How how how could this have happened?
May 21, 2014 at 10:32 pm
Ian, a very good English translation of Janensch (1950b) is freely available on the Polyglot Paleontologist site.
I’m glad to see that the Remes et al. account corrects an error Janensch which I pointed out in 2009 paper (p.799) — he reversed which femur was partial one from S II and which was a complete (and slightly smaller) one from Ni.
If the plaster reconstruction was redone (which seems unlikely) I’m sure Remes et al. would have mentioned it.
May 22, 2014 at 4:00 am
“In fact, it’s tragically not unheard of to embed important (even type) specimens in all sorts of crazy stuff”
The same thing happened to the Sinraptor and Monolophosaurus holotypes, so that when Brusatte et al. (2010) and Zhao et al. (2010) redescribed the latter, one half of the skeleton was inaccessable. If the IVPP’s not going to remove the mess for Currie, Zhao, Brusatte and Benson, who WILL be the ones to have access to the whole fossil?
May 22, 2014 at 5:00 am
>>And don’t even get me started on what happened to some of the original Shunosaurus material…
So what DID happen to it? Broken up for gravel? Shot out of a cannon?
May 22, 2014 at 5:52 am
Thanks for the info Mike, that probably is more accessible than the Remes chapter in the sauropod book in that case.

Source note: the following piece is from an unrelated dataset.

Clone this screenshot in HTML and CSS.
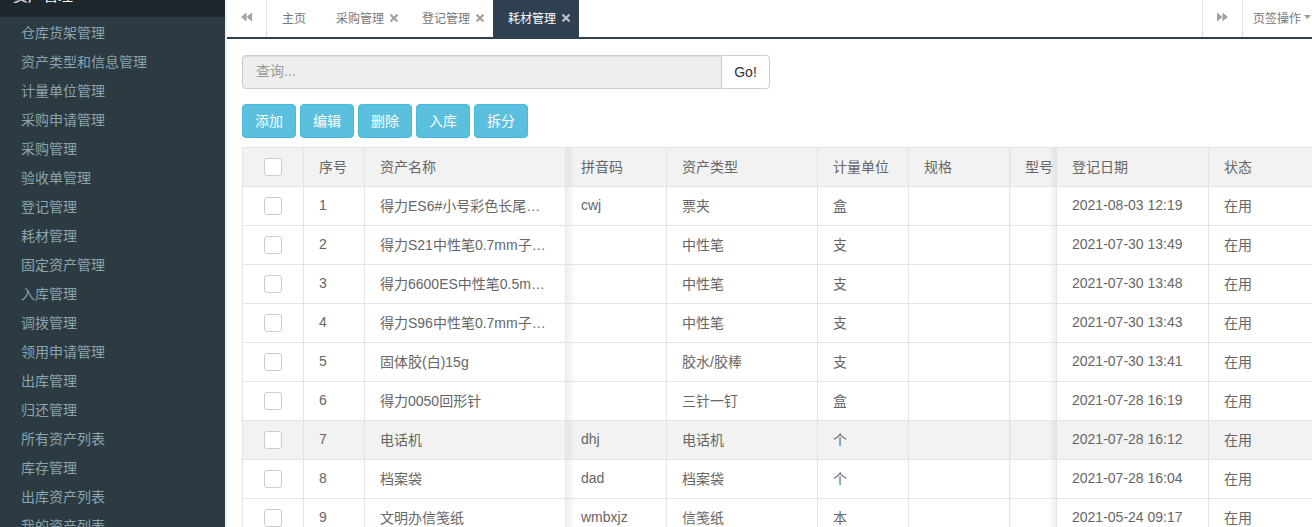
FILE: index.html
```html
<!DOCTYPE html>
<html lang="zh-CN">
<head>
<meta charset="utf-8">
<title>耗材管理</title>
<link rel="stylesheet" href="styles.css">
</head>
<body>
<div class="app">
  <aside class="sidebar">
    <div class="side-head"><span>资产管理</span></div>
    <ul class="side-menu">
      <li>仓库货架管理</li>
      <li>资产类型和信息管理</li>
      <li>计量单位管理</li>
      <li>采购申请管理</li>
      <li>采购管理</li>
      <li>验收单管理</li>
      <li>登记管理</li>
      <li>耗材管理</li>
      <li>固定资产管理</li>
      <li>入库管理</li>
      <li>调拨管理</li>
      <li>领用申请管理</li>
      <li>出库管理</li>
      <li>归还管理</li>
      <li>所有资产列表</li>
      <li>库存管理</li>
      <li>出库资产列表</li>
      <li>我的资产列表</li>
    </ul>
  </aside>
  <main class="main">
    <nav class="tabbar">
      <button class="tab-nav tab-nav-left" type="button">
        <svg class="nav-icon" width="11" height="10" viewBox="0 0 11 10"><polygon points="0,5 5.5,0.5 5.5,9.5"/><polygon points="5.5,5 11,0.5 11,9.5"/></svg>
      </button>
      <div class="tabs">
        <a class="tab tab-home">主页</a>
        <a class="tab">采购管理<svg class="tab-close" width="8" height="8" viewBox="0 0 8 8"><path d="M1.2 1.2L6.8 6.8M6.8 1.2L1.2 6.8"/></svg></a>
        <a class="tab">登记管理<svg class="tab-close" width="8" height="8" viewBox="0 0 8 8"><path d="M1.2 1.2L6.8 6.8M6.8 1.2L1.2 6.8"/></svg></a>
        <a class="tab tab-active">耗材管理<svg class="tab-close" width="8" height="8" viewBox="0 0 8 8"><path d="M1.2 1.2L6.8 6.8M6.8 1.2L1.2 6.8"/></svg></a>
      </div>
      <button class="tab-nav tab-nav-right" type="button">
        <svg class="nav-icon" width="11" height="10" viewBox="0 0 11 10"><polygon points="0,0.5 5.5,5 0,9.5"/><polygon points="5.5,0.5 11,5 5.5,9.5"/></svg>
      </button>
      <div class="tab-ops">页签操作<svg class="caret" width="7" height="4" viewBox="0 0 7 4"><polygon points="0,0 7,0 3.5,4"/></svg></div>
    </nav>
    <section class="content">
      <div class="search">
        <input type="text" placeholder="查询...">
        <button type="button">Go!</button>
      </div>
      <div class="toolbar">
        <button class="btn" type="button">添加</button>
        <button class="btn" type="button">编辑</button>
        <button class="btn" type="button">删除</button>
        <button class="btn" type="button">入库</button>
        <button class="btn" type="button">拆分</button>
      </div>
      <div class="table-wrap">
        <table class="grid">
          <colgroup>
            <col class="c-check"><col class="c-no"><col class="c-name"><col class="c-py"><col class="c-type"><col class="c-unit"><col class="c-spec"><col class="c-model"><col class="c-date"><col class="c-state">
          </colgroup>
          <thead>
            <tr><th class="chk"><span class="box"></span></th><th>序号</th><th>资产名称</th><th>拼音码</th><th>资产类型</th><th>计量单位</th><th>规格</th><th class="model">型号</th><th>登记日期</th><th>状态</th></tr>
          </thead>
          <tbody>
            <tr><td class="chk"><span class="box"></span></td><td>1</td><td>得力ES6#小号彩色长尾夹(12只/盒)</td><td>cwj</td><td>票夹</td><td>盒</td><td></td><td class="model"></td><td>2021-08-03 12:19</td><td>在用</td></tr>
            <tr><td class="chk"><span class="box"></span></td><td>2</td><td>得力S21中性笔0.7mm子弹头</td><td></td><td>中性笔</td><td>支</td><td></td><td class="model"></td><td>2021-07-30 13:49</td><td>在用</td></tr>
            <tr><td class="chk"><span class="box"></span></td><td>3</td><td>得力6600ES中性笔0.5mm(黑色)</td><td></td><td>中性笔</td><td>支</td><td></td><td class="model"></td><td>2021-07-30 13:48</td><td>在用</td></tr>
            <tr><td class="chk"><span class="box"></span></td><td>4</td><td>得力S96中性笔0.7mm子弹头</td><td></td><td>中性笔</td><td>支</td><td></td><td class="model"></td><td>2021-07-30 13:43</td><td>在用</td></tr>
            <tr><td class="chk"><span class="box"></span></td><td>5</td><td>固体胶(白)15g</td><td></td><td>胶水/胶棒</td><td>支</td><td></td><td class="model"></td><td>2021-07-30 13:41</td><td>在用</td></tr>
            <tr><td class="chk"><span class="box"></span></td><td>6</td><td>得力0050回形针</td><td></td><td>三针一钉</td><td>盒</td><td></td><td class="model"></td><td>2021-07-28 16:19</td><td>在用</td></tr>
            <tr class="row-hover"><td class="chk"><span class="box"></span></td><td>7</td><td>电话机</td><td>dhj</td><td>电话机</td><td>个</td><td></td><td class="model"></td><td>2021-07-28 16:12</td><td>在用</td></tr>
            <tr><td class="chk"><span class="box"></span></td><td>8</td><td>档案袋</td><td>dad</td><td>档案袋</td><td>个</td><td></td><td class="model"></td><td>2021-07-28 16:04</td><td>在用</td></tr>
            <tr><td class="chk"><span class="box"></span></td><td>9</td><td>文明办信笺纸</td><td>wmbxjz</td><td>信笺纸</td><td>本</td><td></td><td class="model"></td><td>2021-05-24 09:17</td><td>在用</td></tr>
          </tbody>
        </table>
      </div>
    </section>
  </main>
</div>
</body>
</html>
```
FILE: styles.css
```css
html, body {
  margin: 0;
  padding: 0;
  height: 527px;
  overflow: hidden;
}
body {
  font-family: "Liberation Sans", "Noto Sans CJK SC", sans-serif;
  font-size: 14px;
  color: #666;
  background: #fff;
}
.app {
  display: flex;
  height: 527px;
}

/* Sidebar */
.sidebar {
  width: 225px;
  flex: none;
  background: #2c3b41;
  overflow: hidden;
}
.side-head {
  height: 17px;
  background: #1e282c;
  overflow: hidden;
  color: #fff;
  font-size: 15px;
  padding-left: 13px;
}
.side-head span {
  display: block;
  line-height: 20px;
  margin-top: -14px;
}
.side-menu {
  list-style: none;
  margin: 0;
  padding: 2px 0 0 21px;
}
.side-menu li {
  height: 29px;
  line-height: 29px;
  color: #8aa4af;
  font-size: 14px;
  white-space: nowrap;
}

/* Main */
.main {
  flex: 1;
  min-width: 0;
  border-left: 2px solid #eef1f4;
  display: flex;
  flex-direction: column;
  background: #fff;
}
.tabbar {
  display: flex;
  height: 37px;
  flex: none;
  border-bottom: 2px solid #2f4050;
  background: #fff;
}
.tab-nav {
  flex: none;
  width: 40px;
  height: 37px;
  padding: 0 0 3px;
  margin: 0;
  border: none;
  background: #fff;
  display: flex;
  align-items: center;
  justify-content: center;
  box-sizing: border-box;
}
.tab-nav-left {
  border-right: 1px solid #e2e2e2;
}
.tab-nav-right {
  width: 41px;
  border-left: 1px solid #e2e2e2;
  border-right: 1px solid #e2e2e2;
}
.nav-icon {
  fill: #9da3a8;
}
.tabs {
  flex: 1;
  display: flex;
  min-width: 0;
}
.tab {
  display: flex;
  align-items: center;
  height: 37px;
  box-sizing: border-box;
  padding: 0 9px 3px 15px;
  font-size: 12px;
  color: #777;
  white-space: nowrap;
}
.tab-home {
  padding: 0 15px 3px;
}
.tab-close {
  margin-left: 6px;
  margin-top: 1px;
  stroke: #a3a3a3;
  stroke-width: 2.3;
  stroke-linecap: round;
}
.tab-active {
  background: #2f4050;
  color: #fff;
}
.tab-active .tab-close {
  stroke: #b8bec4;
}
.tab-ops {
  flex: none;
  width: 69px;
  box-sizing: border-box;
  padding: 0 0 3px 10px;
  display: flex;
  align-items: center;
  font-size: 12px;
  color: #777;
  white-space: nowrap;
}
.caret {
  margin-left: 3px;
  fill: #999;
}

/* Content */
.content {
  flex: 1;
  overflow: hidden;
  padding: 16px 0 0 15px;
}
.search {
  display: flex;
  width: 528px;
  height: 34px;
}
.search input {
  flex: 1;
  min-width: 0;
  height: 34px;
  box-sizing: border-box;
  margin: 0;
  border: 1px solid #ccc;
  border-radius: 4px 0 0 4px;
  background: #eee;
  padding: 0 13px 2px;
  font: inherit;
  color: #555;
  box-shadow: inset 0 1px 1px rgba(0, 0, 0, .075);
  outline: none;
}
.search input::placeholder {
  color: #999;
}
.search button {
  flex: none;
  width: 48px;
  height: 34px;
  margin: 0;
  border: 1px solid #ccc;
  border-left: none;
  border-radius: 0 4px 4px 0;
  background: #fff;
  color: #333;
  font: inherit;
  padding: 0 0 1px;
}
.toolbar {
  display: flex;
  gap: 4px;
  margin-top: 15px;
}
.btn {
  height: 34px;
  padding: 0 12px 3px;
  margin: 0;
  border: 1px solid #46b8da;
  border-radius: 4px;
  background: #5bc0de;
  color: #fff;
  font: inherit;
  font-size: 14px;
}

/* Table */
.table-wrap {
  margin-top: 9px;
}
.grid {
  width: 1087px;
  table-layout: fixed;
  border-collapse: collapse;
}
.c-check { width: 61px; }
.c-no { width: 61px; }
.c-name { width: 201px; }
.c-py { width: 101px; }
.c-type { width: 151px; }
.c-unit { width: 91px; }
.c-spec { width: 101px; }
.c-model { width: 47px; }
.c-date { width: 152px; }
.c-state { width: 121px; }
.grid th,
.grid td {
  border: 1px solid #e4e4e4;
  padding: 0 15px 2px;
  height: 36px;
  text-align: left;
  font-weight: normal;
  white-space: nowrap;
  overflow: hidden;
  text-overflow: ellipsis;
  color: #666;
  vertical-align: middle;
}
.grid th {
  height: 36px;
  background: #f2f2f2;
}
.grid .chk {
  padding: 0;
  text-align: center;
}
.grid .model {
  padding-right: 0;
  text-overflow: clip;
}
.box {
  display: inline-block;
  width: 16px;
  height: 16px;
  border: 1px solid #ccc;
  border-radius: 3px;
  background: #fff;
  vertical-align: middle;
}
.grid th:nth-child(4),
.grid td:nth-child(4) {
  background-image: linear-gradient(to right, rgba(0, 0, 0, .07), rgba(0, 0, 0, 0) 8px);
}
.grid th:nth-child(8),
.grid td:nth-child(8) {
  background-image: linear-gradient(to left, rgba(0, 0, 0, .07), rgba(0, 0, 0, 0) 8px);
}
.grid .row-hover td {
  background-color: #f2f2f2;
}
```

If the Ni femur is slightly smaller, and was measure in for the Campione & Evans 2012 paper, that would explain the low FC:HC ratio. Do you know what the condition of the SII femur is, would you be able to get a reliable minimum circumference measure from complete bone rather than damaged bone (under sized) or partially/wholly plaster (potentially undersized or oversized)?